Adapter la réglementation
Autres recommandations "fondamentales pour lancer la mécanique", selon les termes de M. Pastor : une implication "très claire" de l'Etat avec une réglementation adaptée. Les parlementaires appellent l'Etat à suivre les politiques volontaristes menées au Japon depuis 2004 et en Allemagne depuis 2005 pour développer la filière hydrogène énergie et faire face à la montée en puissance des énergies renouvelables intermittentes et à l'arrêt de la production d'électricité d'origine nucléaire.

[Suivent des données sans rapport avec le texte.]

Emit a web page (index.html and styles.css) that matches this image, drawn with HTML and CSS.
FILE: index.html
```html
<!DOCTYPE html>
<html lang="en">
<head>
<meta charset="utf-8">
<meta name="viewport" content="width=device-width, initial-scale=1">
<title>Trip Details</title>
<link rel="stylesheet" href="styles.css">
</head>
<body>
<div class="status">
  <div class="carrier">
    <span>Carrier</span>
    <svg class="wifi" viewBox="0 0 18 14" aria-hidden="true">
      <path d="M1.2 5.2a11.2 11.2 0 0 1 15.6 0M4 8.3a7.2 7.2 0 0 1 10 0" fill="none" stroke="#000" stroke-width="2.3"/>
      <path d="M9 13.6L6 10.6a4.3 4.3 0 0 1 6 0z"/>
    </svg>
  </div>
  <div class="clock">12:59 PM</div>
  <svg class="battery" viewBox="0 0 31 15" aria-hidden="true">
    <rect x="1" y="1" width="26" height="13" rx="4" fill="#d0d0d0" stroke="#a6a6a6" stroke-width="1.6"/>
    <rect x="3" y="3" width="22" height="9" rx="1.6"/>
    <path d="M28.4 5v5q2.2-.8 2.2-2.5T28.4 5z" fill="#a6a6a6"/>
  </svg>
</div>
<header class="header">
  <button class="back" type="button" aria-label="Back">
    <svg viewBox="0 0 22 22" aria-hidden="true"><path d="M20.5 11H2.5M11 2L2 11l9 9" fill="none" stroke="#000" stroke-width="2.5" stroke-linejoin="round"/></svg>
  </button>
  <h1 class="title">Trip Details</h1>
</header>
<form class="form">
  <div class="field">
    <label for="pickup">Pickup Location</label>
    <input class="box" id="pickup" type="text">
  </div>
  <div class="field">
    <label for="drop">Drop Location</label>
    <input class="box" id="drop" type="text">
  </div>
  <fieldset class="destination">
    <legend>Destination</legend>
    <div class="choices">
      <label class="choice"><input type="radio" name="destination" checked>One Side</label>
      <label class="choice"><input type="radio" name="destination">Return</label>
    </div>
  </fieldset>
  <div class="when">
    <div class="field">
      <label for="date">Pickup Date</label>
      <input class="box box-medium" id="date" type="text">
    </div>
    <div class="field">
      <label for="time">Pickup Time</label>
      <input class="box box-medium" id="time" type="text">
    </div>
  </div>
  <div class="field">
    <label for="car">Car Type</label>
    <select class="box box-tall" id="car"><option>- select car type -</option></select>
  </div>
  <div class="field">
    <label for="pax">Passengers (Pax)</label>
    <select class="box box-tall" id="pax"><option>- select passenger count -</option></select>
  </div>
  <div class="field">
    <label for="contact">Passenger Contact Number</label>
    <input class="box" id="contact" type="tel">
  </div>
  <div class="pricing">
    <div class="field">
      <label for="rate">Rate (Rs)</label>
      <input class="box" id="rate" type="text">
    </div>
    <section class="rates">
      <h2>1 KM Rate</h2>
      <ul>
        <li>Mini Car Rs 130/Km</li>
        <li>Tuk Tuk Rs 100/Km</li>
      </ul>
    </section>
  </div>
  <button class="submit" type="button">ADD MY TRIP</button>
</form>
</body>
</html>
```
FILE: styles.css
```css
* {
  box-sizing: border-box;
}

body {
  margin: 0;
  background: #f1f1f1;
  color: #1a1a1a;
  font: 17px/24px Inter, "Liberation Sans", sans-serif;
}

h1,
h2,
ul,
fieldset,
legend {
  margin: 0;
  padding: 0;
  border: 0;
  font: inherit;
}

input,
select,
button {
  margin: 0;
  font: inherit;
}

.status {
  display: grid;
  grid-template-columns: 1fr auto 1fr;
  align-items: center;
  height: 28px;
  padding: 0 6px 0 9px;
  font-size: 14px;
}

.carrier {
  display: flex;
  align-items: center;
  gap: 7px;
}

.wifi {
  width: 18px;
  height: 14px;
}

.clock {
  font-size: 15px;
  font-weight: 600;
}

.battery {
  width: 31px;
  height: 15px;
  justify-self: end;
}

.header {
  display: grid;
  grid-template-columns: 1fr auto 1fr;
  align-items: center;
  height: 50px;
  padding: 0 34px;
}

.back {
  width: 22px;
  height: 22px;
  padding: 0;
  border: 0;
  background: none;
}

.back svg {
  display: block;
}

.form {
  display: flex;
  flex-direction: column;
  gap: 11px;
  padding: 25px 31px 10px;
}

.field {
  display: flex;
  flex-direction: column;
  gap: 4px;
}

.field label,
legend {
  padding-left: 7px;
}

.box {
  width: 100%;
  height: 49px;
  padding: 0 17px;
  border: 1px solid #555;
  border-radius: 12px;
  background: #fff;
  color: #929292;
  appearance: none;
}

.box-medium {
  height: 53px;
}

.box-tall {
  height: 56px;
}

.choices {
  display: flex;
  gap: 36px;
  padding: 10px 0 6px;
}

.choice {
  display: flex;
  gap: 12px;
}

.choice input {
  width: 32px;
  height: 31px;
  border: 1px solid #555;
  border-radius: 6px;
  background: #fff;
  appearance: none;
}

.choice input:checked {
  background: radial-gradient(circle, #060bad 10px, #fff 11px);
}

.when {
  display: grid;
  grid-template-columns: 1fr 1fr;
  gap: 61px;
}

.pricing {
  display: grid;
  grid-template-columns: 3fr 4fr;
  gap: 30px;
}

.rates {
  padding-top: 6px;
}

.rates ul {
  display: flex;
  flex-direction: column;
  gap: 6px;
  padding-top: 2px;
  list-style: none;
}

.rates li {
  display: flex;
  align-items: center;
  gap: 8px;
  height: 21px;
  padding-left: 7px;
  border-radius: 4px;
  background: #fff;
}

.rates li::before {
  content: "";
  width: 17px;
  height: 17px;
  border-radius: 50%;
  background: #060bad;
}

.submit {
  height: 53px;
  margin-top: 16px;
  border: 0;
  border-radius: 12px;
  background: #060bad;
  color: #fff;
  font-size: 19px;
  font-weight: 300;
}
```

La "position attentiste du pays" contraste avec le Japon et l'Allemagne qui ont lancé un plan reposant sur un triptyque : "un engagement fort du gouvernement en faveur du vecteur hydrogène, l'élaboration d'un programme de 10 ans avec des objectifs précis et enfin, la mise en place d'une structure coordinatrice entre acteurs privés et publics travaillant sur le programme et un schéma de financement", rappellent les rapporteurs. L'Allemagne et le Japon ont ainsi signé des protocoles d'accord avec les constructeurs automobiles et prévoient d'ici fin 2015, la construction, respectivement, de 50 et 100 stations à hydrogène. La France doit donc "s'inspirer de ce triptyque", considèrent-ils.
Reste aussi à lever les obstacles réglementaires qui "découragent" les porteurs de projets : "Pour équiper un entrepôt d'un chariot élévateur à hydrogène, on demande à l'industriel d'appliquer les règles comparables à celles conçues pour les installations de production d'hydrogène", souligne M. Pastor. Les parlementaires appellent donc l'Etat à adapter la réglementation à celle liée à la gestion du gaz naturel comme en Allemagne et au Japon. Côté investissements : l'Allemagne a notamment débloqué 1,4 milliards d'euros sur 10 ans dont la moitié issue de l'Etat. Un budget qui reste conséquent en période de crise…
Le rapport définitif sera remis à l'automne avant les débats parlementaires début 2014 sur le projet de loi de programmation pour la transition énergétique. "Ce rapport doit provoquer une réaction du gouvernement et être suivi d'un texte de loi afin de mettre en oeuvre un programme de développement de la filière" d'ici l'automne 2014, espère M. Pastor.